18:01
Feuchtes Wetter und trotz der 19 Grad hier im nicht geheizten Zimmer ist mir kühl. Oder ist da wieder ein Projektor eingestellt? Oder liegt’s daran, daß ich mich im Moment geradezu zwinge, nicht zum Rotwein zu greifen. Es wäre allerdings nur ein kleiner Rest von gestern, aber der verlangt dann nach mehr. Und mehr ist nicht da. Habe ich nicht haben wollen heute. In der letzten Zeit habe ich da ein wenig übertrieben. Außerdem steigt dann auch der Zigarettenkonsum. All das führt zu mehr Benzinverbrauch. Wahrscheinlich wird mich mein Körper erst morgen früh belohnen (hoffe ich), indem er besser ausgeschlafen sich aus dem Bett erhebt. (Nun habe ich mir doch einen Plastikbecher geholt…).

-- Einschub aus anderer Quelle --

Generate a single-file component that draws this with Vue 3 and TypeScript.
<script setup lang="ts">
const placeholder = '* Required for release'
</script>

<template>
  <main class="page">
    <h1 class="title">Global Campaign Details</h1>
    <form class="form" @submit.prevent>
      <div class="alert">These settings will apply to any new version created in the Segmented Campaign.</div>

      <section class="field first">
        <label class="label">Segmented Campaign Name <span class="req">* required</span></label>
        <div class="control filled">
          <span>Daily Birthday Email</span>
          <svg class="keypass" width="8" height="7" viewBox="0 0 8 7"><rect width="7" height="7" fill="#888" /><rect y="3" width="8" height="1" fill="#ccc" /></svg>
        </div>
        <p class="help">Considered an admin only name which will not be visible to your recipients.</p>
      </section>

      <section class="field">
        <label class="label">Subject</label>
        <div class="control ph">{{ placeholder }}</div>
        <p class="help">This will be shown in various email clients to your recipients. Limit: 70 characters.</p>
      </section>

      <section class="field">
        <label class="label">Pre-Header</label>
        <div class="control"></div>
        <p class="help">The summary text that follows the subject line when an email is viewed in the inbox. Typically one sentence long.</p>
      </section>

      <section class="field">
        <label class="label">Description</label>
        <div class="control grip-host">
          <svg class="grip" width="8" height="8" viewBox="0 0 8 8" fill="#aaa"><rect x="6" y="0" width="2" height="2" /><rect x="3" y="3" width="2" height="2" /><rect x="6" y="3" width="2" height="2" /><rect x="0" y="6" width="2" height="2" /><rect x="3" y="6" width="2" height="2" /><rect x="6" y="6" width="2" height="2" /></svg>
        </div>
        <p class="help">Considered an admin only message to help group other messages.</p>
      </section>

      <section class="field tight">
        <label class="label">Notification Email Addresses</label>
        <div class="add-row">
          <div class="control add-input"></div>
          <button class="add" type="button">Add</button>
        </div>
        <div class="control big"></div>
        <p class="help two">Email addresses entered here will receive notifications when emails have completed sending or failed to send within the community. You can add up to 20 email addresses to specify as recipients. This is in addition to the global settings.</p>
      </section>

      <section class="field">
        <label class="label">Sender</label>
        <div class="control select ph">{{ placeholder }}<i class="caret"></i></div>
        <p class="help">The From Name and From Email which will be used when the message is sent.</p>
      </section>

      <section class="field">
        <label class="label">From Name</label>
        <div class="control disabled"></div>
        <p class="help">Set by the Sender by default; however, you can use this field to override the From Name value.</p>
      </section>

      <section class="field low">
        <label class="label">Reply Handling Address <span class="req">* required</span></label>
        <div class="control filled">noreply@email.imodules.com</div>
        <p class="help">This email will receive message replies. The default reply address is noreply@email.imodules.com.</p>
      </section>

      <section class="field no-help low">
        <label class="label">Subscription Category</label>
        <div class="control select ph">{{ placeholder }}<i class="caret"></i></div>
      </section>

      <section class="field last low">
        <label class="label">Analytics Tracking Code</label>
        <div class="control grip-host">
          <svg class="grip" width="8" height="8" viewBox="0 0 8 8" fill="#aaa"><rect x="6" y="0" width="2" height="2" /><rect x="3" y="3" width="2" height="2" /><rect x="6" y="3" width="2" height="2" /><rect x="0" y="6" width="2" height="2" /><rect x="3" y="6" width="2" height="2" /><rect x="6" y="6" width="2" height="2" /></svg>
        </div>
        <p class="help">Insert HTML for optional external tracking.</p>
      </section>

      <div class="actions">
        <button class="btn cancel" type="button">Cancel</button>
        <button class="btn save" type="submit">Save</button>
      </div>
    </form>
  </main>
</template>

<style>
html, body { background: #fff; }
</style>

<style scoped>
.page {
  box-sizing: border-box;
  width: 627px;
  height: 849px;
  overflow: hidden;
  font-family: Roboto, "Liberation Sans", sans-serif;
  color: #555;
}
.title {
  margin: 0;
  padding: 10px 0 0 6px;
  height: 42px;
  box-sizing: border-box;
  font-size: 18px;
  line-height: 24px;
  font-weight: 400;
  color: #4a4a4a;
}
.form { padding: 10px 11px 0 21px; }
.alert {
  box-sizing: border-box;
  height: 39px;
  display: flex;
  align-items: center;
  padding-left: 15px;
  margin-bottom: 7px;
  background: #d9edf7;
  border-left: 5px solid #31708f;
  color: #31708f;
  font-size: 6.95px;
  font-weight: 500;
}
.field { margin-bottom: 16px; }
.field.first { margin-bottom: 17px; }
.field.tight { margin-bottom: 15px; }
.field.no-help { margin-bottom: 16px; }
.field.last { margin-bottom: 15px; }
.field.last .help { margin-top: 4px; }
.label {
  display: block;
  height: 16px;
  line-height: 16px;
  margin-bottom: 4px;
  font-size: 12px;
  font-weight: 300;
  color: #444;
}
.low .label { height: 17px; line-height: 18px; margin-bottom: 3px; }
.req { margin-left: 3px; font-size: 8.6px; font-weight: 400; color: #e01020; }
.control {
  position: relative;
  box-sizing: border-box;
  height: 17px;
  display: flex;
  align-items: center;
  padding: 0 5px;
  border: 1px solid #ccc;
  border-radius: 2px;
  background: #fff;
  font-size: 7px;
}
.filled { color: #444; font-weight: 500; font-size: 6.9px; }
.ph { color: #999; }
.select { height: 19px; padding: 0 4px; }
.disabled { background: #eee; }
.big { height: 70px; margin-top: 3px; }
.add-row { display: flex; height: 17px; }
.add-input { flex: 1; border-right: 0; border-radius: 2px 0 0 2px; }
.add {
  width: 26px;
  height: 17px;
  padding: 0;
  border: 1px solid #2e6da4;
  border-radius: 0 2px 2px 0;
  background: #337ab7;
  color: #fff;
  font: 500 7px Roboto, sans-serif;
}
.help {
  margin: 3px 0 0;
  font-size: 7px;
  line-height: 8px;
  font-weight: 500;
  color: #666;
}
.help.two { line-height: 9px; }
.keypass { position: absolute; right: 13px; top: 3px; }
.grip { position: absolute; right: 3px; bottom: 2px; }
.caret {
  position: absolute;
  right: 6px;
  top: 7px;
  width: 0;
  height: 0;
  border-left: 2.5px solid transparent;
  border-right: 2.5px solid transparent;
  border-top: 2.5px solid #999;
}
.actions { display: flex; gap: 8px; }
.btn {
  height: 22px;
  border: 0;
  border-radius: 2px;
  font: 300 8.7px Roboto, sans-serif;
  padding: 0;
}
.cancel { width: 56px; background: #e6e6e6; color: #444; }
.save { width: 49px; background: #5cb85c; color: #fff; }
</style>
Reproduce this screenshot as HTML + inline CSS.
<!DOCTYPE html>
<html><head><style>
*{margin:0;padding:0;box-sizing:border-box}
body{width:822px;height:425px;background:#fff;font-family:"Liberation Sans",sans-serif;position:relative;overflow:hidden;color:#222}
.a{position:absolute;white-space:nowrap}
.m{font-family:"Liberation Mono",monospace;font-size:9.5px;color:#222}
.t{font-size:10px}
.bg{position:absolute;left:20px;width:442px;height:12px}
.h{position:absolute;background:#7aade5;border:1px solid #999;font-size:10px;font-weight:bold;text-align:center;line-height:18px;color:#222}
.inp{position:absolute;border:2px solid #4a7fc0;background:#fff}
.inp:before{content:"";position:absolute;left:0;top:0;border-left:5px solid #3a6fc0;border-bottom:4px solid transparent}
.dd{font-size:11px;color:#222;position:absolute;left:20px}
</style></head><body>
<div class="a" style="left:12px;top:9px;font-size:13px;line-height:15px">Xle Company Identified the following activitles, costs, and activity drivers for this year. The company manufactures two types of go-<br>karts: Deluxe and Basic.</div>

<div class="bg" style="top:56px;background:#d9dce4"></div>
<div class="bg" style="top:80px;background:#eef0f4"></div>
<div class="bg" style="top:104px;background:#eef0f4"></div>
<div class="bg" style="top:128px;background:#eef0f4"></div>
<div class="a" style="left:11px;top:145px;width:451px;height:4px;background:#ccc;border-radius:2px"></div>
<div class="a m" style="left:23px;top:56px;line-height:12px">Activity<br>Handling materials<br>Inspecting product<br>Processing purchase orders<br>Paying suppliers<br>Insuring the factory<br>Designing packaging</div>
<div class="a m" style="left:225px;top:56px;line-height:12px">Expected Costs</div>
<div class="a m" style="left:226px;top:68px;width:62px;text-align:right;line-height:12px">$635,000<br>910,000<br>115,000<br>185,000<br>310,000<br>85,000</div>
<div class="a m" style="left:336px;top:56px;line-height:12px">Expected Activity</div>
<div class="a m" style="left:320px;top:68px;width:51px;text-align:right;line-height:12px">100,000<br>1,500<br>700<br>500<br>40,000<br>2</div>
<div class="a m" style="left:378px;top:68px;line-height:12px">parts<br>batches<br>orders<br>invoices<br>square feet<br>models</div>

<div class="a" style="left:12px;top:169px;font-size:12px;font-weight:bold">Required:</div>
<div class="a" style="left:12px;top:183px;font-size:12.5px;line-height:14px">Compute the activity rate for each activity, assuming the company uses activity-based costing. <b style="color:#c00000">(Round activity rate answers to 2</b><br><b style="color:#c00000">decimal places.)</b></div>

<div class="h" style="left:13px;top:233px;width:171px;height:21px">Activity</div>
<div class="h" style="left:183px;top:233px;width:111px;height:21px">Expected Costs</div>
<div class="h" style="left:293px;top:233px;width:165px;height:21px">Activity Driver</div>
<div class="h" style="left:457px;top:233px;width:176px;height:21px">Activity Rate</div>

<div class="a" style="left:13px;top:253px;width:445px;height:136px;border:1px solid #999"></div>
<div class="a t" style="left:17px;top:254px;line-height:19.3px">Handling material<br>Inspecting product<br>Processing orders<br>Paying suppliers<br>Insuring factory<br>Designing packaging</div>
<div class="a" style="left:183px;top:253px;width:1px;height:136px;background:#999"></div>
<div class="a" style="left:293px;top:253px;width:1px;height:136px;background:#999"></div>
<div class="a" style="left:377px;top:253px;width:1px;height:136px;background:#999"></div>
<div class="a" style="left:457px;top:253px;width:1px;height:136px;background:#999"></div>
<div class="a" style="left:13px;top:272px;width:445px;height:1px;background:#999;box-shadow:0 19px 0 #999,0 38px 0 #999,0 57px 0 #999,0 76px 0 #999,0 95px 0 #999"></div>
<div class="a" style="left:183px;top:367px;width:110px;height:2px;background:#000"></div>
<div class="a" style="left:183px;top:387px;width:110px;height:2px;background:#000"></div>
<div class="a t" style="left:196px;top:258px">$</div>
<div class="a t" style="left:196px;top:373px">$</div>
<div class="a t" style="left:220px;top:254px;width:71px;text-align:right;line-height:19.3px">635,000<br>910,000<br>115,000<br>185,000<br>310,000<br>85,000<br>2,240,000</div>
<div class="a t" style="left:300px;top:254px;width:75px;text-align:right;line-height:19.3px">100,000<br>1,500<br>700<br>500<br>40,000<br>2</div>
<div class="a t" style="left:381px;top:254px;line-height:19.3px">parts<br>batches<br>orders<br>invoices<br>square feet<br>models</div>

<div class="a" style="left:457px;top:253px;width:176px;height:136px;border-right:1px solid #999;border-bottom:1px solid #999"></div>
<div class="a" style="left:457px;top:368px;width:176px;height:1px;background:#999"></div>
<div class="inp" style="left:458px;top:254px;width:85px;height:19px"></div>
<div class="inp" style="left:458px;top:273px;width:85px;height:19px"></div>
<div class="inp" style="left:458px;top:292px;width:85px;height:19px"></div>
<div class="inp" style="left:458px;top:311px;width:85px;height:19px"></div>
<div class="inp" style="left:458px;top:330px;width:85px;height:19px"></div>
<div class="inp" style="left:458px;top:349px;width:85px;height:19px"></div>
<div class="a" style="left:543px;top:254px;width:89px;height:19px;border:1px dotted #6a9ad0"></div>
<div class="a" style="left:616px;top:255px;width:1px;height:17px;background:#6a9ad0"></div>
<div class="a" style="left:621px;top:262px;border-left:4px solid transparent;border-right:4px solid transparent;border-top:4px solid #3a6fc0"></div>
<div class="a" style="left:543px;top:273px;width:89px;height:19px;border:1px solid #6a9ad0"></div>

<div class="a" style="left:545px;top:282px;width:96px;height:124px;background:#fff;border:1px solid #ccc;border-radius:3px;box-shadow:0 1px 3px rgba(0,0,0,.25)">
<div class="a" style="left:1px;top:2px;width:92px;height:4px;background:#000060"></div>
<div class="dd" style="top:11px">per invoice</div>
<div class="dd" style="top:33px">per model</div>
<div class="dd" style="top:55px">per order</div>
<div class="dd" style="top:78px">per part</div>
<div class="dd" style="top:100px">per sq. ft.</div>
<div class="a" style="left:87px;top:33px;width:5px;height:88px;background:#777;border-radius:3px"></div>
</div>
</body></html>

Alles sehr unheilvolle Verquickungen, die miteinander zu tun haben. Über ein Jahr ist’s her, daß ich das letzte Mal mit meiner Frau, na Sie wissen schon. Also, daß ich es schaffte. Ansonsten gab es dann eben andere Formen, die auch viel für sich haben. Aber auch das kam im letzten Winter zum Erliegen wie ein angeschossenes Wild, das endlich doch stirbt. Und plötzlich steigt so eine Zeile auf, eine halbe Zeile sogar nur:
—–> Bist du nun tot?
Und Georg Heym meint die erwürgte Geliebte, und ich meine die erwürgte Liebe. Es ist beides gleich. Aber ist sie denn erwürgt worden, oder nur erstickt ohne „worden“? Vielleicht ist ja der Wein mein „Erwürgen“ (pokulieren statt kopulieren). Ich lasse die Möglichkeit offen. Ich will nur sagen, daß auch ich meine Verantwortungen habe. Sie würde das Wörtchen „Schuld“ ins Spiel bringen, für sich vor allem. Das ist ihre zwar nicht als solche praktizierte, aber einst durchs Elternhaus – und vor allem durch die Mutter – vorexerzierte katholische Mea-culpa-Selbstzeihung. „Was habe ich getan, daß mir so etwas passiert.“ Könnte ein Satz von ihr sein. Einst versuchte ich noch, ihr das alles auszureden. Die Dinge passieren eben. Ein Problem gibt es mindestens pro Tag. Kein Grund zur Beunruhigung. Kein Grund, sogleich alles mit übertriebenem Eifer ins „rechte Lot“ bringen zu wollen. Nein, das Leben ist unüberwindlich, der Tag nie zu bewältigen, die Stunde sechzig bange Minuten, die darauf warten, daß wieder etwas geschieht. Geschieht als Schicksalsschlag. Hora ruit. Das habe ich nie nachvollziehen können. Und nie nachleben können. Und da es mir nicht so geht mit den scheinbaren Problemen, wird man zum „Gleichgültigen“. Am Anfang wurde es noch eleganter ausgedrückt, da galt ich als „Phlegmatiker“.